The good news is because of the pandemic, supply chains have been recognized as crucial for economic growth. This wasn't necessarily the case five years ago. While you could type “supply chain” on job boards and do your search that way, here are a few other words that might lead to interesting career options within this growing field: 

  1. Procurement: This means buying goods and services.
  2. Sourcing: This is about finding those goods and services.
  3. Diversity Suppliers: If you're passionate about equity and supporting underserved communities or small businesses, this is a niche you might want to consider. It is often a joint role with finance and HR.
  4. Category Management: It’s a good space if you're interested in a specific category like real estate or sustainability. 

Q: What overall career exploration advice would you give someone just starting out?

I always tell people to cast a wide net across various companies and talk to a lot of different people.

When you set up your LinkedIn account, it's not like you create your profile, put your picture there, and then leave it. This is your resource, and think of it as a discovery tool. 

You should immediately follow at least four business publications. It could be the Financial Times, Wall Street Journal, Forbes, or India Times. Whatever it is, pick four. Otherwise, the subscriptions for those publications could cost $500 a year, but on LinkedIn, following them is free. You're going to get the top news, and you'll start seeing what's interesting.

Next, pick five people to follow. These could be CEOs of companies, thought leaders, or movie stars. 

Once you get an idea of what sounds interesting to you, follow professional associations. You are going to find a ton of them on LinkedIn. Pick three associations; don't kill yourself. That way, you're going to start seeing the talk and the articles. 

Some of those people and organizations have Instagram accounts. That's also a great way to get information. Only after following them for a while can you start thinking about careers.

When it comes to careers, don't put yourself in a box. A lot of careers are not degree-dependent. Even if you go to school for finance, you could still be in supply chain because, in reality, supply chain rolls into finance.

Don't think finance means I need to do accounting and close the books. You just need to think of it as a skill and then think of the application of that skill as a career.

Q: Looking at your background, you've done a lot within the grand umbrella of tech. How did you get into cybersecurity?

People, especially the current generation, often put labels on themselves. Someone might say, "I'm not a finance major," but then they've done a project with Pivot tables. Or they'll claim, "I'm not in tech," but they're using Zoom, web software, analytics, and video tools. That's tech, even if you aren't coding or building tech products.

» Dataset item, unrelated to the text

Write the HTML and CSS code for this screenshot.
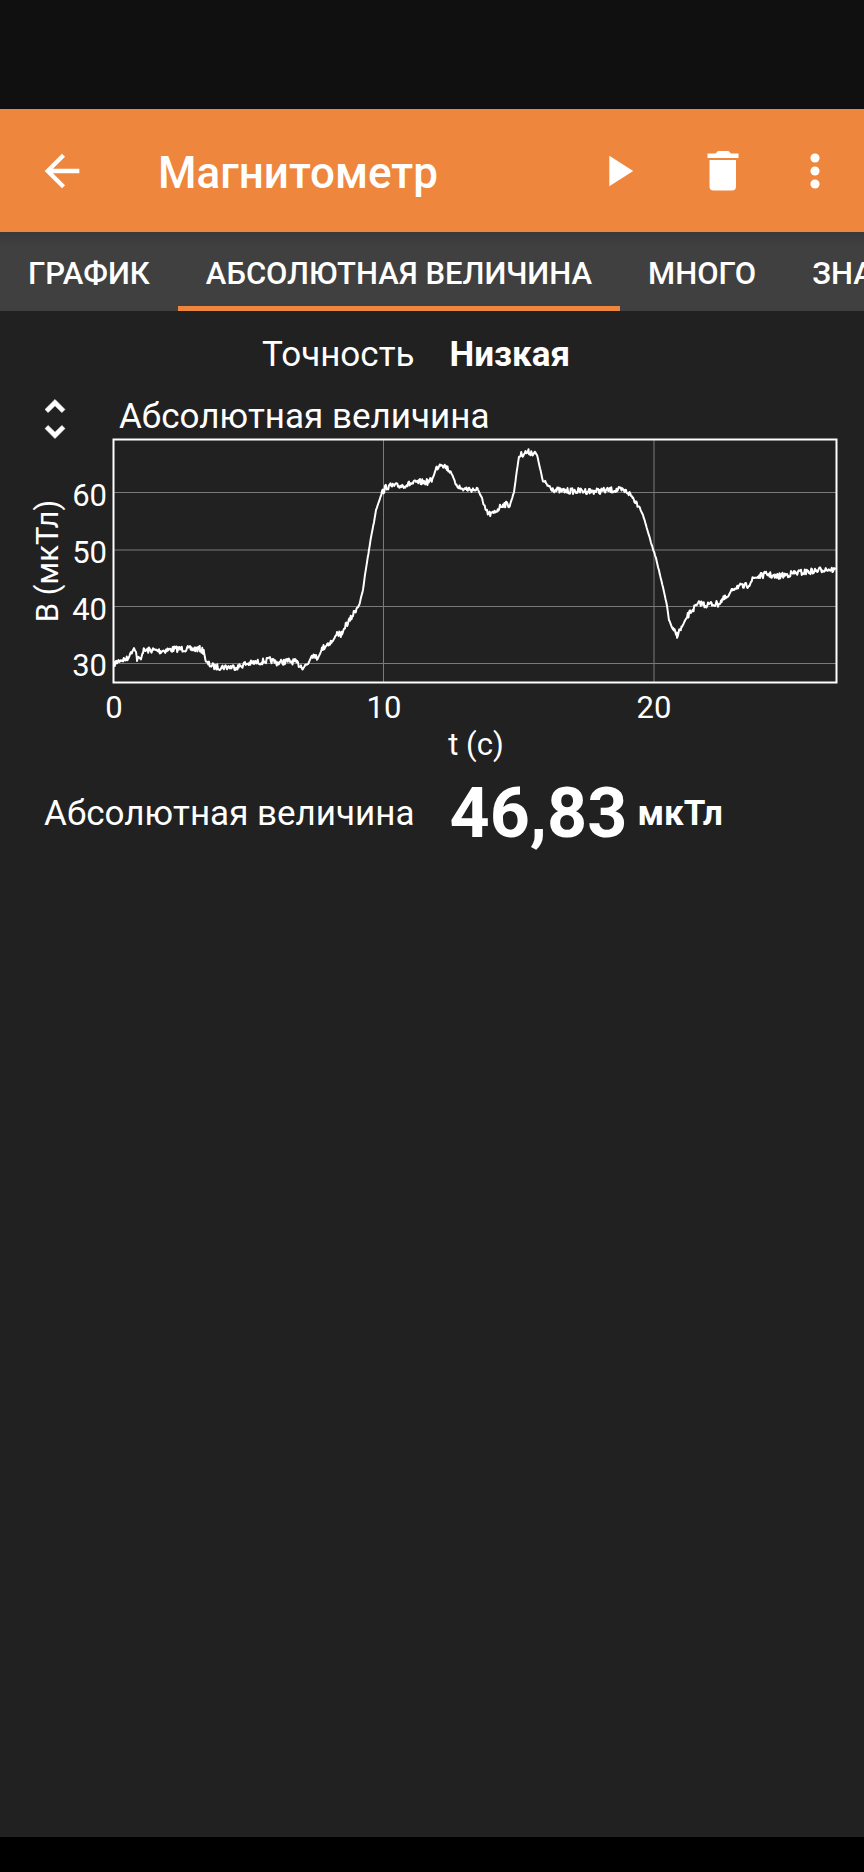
FILE: index.html
```html
<!DOCTYPE html>
<html lang="ru">
<head>
    <meta charset="UTF-8">
    <meta name="viewport" content="width=device-width, initial-scale=1.0">
    <title>Магнитометр</title>
    <link rel="stylesheet" href="styles.css">
</head>
<body>
    <div class="status-bar"></div>

    <header class="app-bar">
        <button class="icon-btn back" aria-label="Назад">
            <svg viewBox="0 0 24 24"><path d="M20 11H7.83l5.59-5.59L12 4l-8 8 8 8 1.41-1.41L7.83 13H20z"/></svg>
        </button>
        <h1 class="title">Магнитометр</h1>
        <button class="icon-btn" aria-label="Старт">
            <svg viewBox="0 0 24 24"><path d="M8 5v14l11-7z"/></svg>
        </button>
        <button class="icon-btn" aria-label="Удалить">
            <svg viewBox="0 0 52 52"><path d="M10.500 8.500h8l2.500-2.500h10.500l2.500 2.500h7.500v4.500H10.500zM12.500 15h26.500v26.500a4 4 0 0 1-4 4H16.500a4 4 0 0 1-4-4z"/></svg>
        </button>
        <button class="icon-btn more" aria-label="Меню">
            <svg viewBox="0 0 24 24"><circle cx="12" cy="6" r="2.1"/><circle cx="12" cy="12" r="2.1"/><circle cx="12" cy="18" r="2.1"/></svg>
        </button>
    </header>

    <nav class="tabs">
        <button class="tab">ГРАФИК</button>
        <button class="tab active">АБСОЛЮТНАЯ ВЕЛИЧИНА</button>
        <button class="tab">МНОГО</button>
        <button class="tab">ЗНАЧЕНИЯ</button>
    </nav>

    <main class="content">
        <div class="row">
            <span class="label">Точность</span>
            <span class="value">Низкая</span>
        </div>

        <section class="graph">
            <div class="graph-head">
                <button class="expand" aria-label="Развернуть">
                    <svg viewBox="0 0 24 24"><path d="M12 5.83L15.17 9l1.41-1.41L12 3 7.41 7.59 8.83 9 12 5.83zm0 12.34L8.83 15l-1.41 1.41L12 21l4.59-4.59L15.17 15 12 18.17z"/></svg>
                </button>
                <h2 class="graph-title">Абсолютная величина</h2>
            </div>
            <svg class="chart" viewBox="0 7 864 335">
                <g class="grid">
                    <path d="M114 62.5H837M114 120H837M114 176.5H837M114 233.5H837"/>
                    <path d="M383.5 9V252M654 9V252"/>
                </g>
                <polyline class="line" id="line" points=""/>
                <rect class="frame" x="113.5" y="9.5" width="723" height="243"/>
                <g class="ticks-y">
                    <text x="107" y="76">60</text>
                    <text x="107" y="133">50</text>
                    <text x="107" y="190">40</text>
                    <text x="107" y="246">30</text>
                </g>
                <g class="ticks-x">
                    <text x="114" y="288">0</text>
                    <text x="384" y="288">10</text>
                    <text x="654" y="288">20</text>
                    <text x="476" y="325">t (с)</text>
                    <text transform="translate(58 131) rotate(-90)">В (мкТл)</text>
                </g>
            </svg>
        </section>

        <div class="row">
            <span class="label">Абсолютная величина</span>
            <span class="value"><span class="big">46,83</span> <span class="unit">мкТл</span></span>
        </div>
    </main>

    <div class="nav-bar"></div>

    <script src="script.js"></script>
</body>
</html>
```

FILE: styles.css
```css
* {
    margin: 0;
    padding: 0;
    box-sizing: border-box;
}

body {
    font-family: Roboto, 'Noto Sans', sans-serif;
    display: flex;
    flex-direction: column;
    min-height: 100vh;
    background-color: #212121;
    color: white;
    overflow-x: hidden;
}

button {
    border: none;
    background: none;
    color: inherit;
    font: inherit;
    cursor: pointer;
}

svg {
    display: block;
    fill: white;
}

.status-bar {
    height: 109px;
    background-color: #101010;
}

.app-bar {
    display: flex;
    align-items: center;
    height: 123px;
    padding: 0 9px 0 36px;
    background-color: #ef863d;
}

.icon-btn {
    display: flex;
    justify-content: center;
    width: 105px;
    flex-shrink: 0;
}

.icon-btn svg {
    width: 52px;
    height: 52px;
}

.icon-btn.back {
    width: 52px;
}

.icon-btn.more {
    width: 80px;
}

.title {
    flex: 1;
    padding: 4px 0 0 70px;
    font-size: 44px;
    font-weight: 500;
}

.tabs {
    display: flex;
    height: 79px;
    overflow: hidden;
    background: linear-gradient(#3a3a3a, #404040 16px);
}

.tab {
    flex-shrink: 0;
    padding: 8px 28px 0;
    border-bottom: 5px solid transparent;
    font-size: 31px;
    font-weight: 500;
}

.tab.active {
    border-bottom-color: #ef863d;
}

.content {
    flex: 1;
    padding-top: 23px;
}

.row {
    display: flex;
    align-items: center;
    gap: 35px;
    font-size: 35px;
}

.label {
    flex: 1;
    text-align: right;
}

.value {
    flex: 1;
    display: flex;
    align-items: center;
    gap: 10px;
    font-weight: bold;
}

.big {
    font-size: 70px;
}

.graph {
    padding-top: 20px;
}

.graph-head {
    display: flex;
    align-items: center;
    height: 42px;
    padding-left: 29px;
}

.expand {
    padding-top: 6px;
}

.expand svg {
    width: 52px;
    height: 52px;
    stroke: white;
    stroke-width: 0.3;
}

.graph-title {
    padding-left: 38px;
    font-size: 35px;
    font-weight: normal;
}

.chart {
    width: 100%;
    font-size: 31px;
}

.grid {
    stroke: #7a7a7a;
    stroke-width: 1;
}

.frame {
    fill: none;
    stroke: white;
    stroke-width: 2;
}

.line {
    fill: none;
    stroke: white;
    stroke-width: 2;
    stroke-linejoin: round;
}

.ticks-y {
    text-anchor: end;
}

.ticks-x {
    text-anchor: middle;
}

.nav-bar {
    height: 35px;
    background-color: black;
}
```

FILE: script.js
```javascript
// Key points of the curve in chart coordinates
const points = [
    [114, 234], [120, 230], [128, 229], [131, 222], [134, 218], [136, 222], [137, 229], [141, 229],
    [143, 221], [150, 220], [160, 221], [175, 219], [190, 219], [200, 219], [204, 222], [206, 233],
    [215, 237], [230, 237], [238, 237], [245, 234], [260, 232], [270, 230], [278, 233], [288, 231],
    [295, 232], [303, 237], [308, 234], [312, 225], [316, 225], [317, 230], [322, 219], [327, 214],
    [333, 211], [337, 203], [342, 205], [345, 196], [350, 190], [355, 181], [360, 172], [363, 160],
    [365, 145], [367, 132], [369, 120], [371, 107], [374, 92], [376, 80], [379, 71], [382, 63],
    [386, 57], [392, 56], [400, 56], [410, 54], [420, 52], [428, 52], [432, 50], [436, 39],
    [441, 33], [446, 37], [451, 42], [455, 52], [461, 59], [467, 59], [478, 60], [482, 68],
    [484, 77], [488, 84], [493, 84], [497, 80], [503, 74], [510, 75], [514, 62], [516, 47],
    [519, 26], [524, 23], [529, 22], [534, 23], [537, 25], [540, 38], [543, 52], [549, 56],
    [555, 60], [563, 61], [570, 61], [580, 61], [590, 61], [600, 61], [612, 60], [620, 60],
    [628, 62], [633, 68], [639, 76], [643, 85], [648, 102], [652, 116], [656, 128], [660, 145],
    [664, 162], [667, 176], [669, 190], [673, 200], [677, 205], [682, 197], [687, 187], [692, 180],
    [700, 173], [705, 175], [712, 174], [718, 174], [722, 170], [728, 167], [732, 159], [738, 156],
    [743, 157], [748, 155], [754, 148], [760, 146], [768, 144], [775, 147], [785, 145], [795, 143],
    [806, 142], [815, 141], [825, 139], [836, 140]
];

// Small repeatable noise of the sensor
let seed = 7;
function noise() {
    seed = (seed * 16807) % 2147483647;
    return seed / 2147483647 - 0.5;
}

const out = [];
for (let i = 0; i < points.length - 1; i++) {
    const [x1, y1] = points[i];
    const [x2, y2] = points[i + 1];
    const slope = Math.abs((y2 - y1) / (x2 - x1));
    const amp = slope > 1.8 ? 1 : 6;
    for (let x = x1; x < x2; x += 0.75) {
        const y = y1 + (y2 - y1) * (x - x1) / (x2 - x1);
        out.push(x + ',' + (y + noise() * amp).toFixed(1));
    }
}
document.getElementById('line').setAttribute('points', out.join(' '));
```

Technology is everywhere, touching almost every industry. But sometimes, our universities can be a bit narrow in their mindset. They organize things in the College of X or the College of Y. As a result, during job fairs, business schools don't invite non-business students, and psychology majors don't invite business students.

Even though I've never coded, I got into cybersecurity when I was at IBM. We were using data to figure out what we called "the hay in the haystack" because it's not always obvious what you're trying to find.

I got into cybersecurity by asking a lot of questions and meeting a lot of people.

Q: What are you involved in today?

For my day job, I work for a company called Globality, where we use AI for procurement and sourcing, enabling Global 2000 companies to find the right supplier at the best price, quickly and easily.

For my fun hobby, I'm a media consultant for the news, where I do writing and on air for MSN, News Nation, and NBC. I also prioritize continuous learning. Right now, I'm part of an executive program at Harvard University.

The other area I'm super passionate about is nonprofit boards. I serve on the board for Women in Technology and was previously on the board for TechBridge, which offers tech support to nonprofits.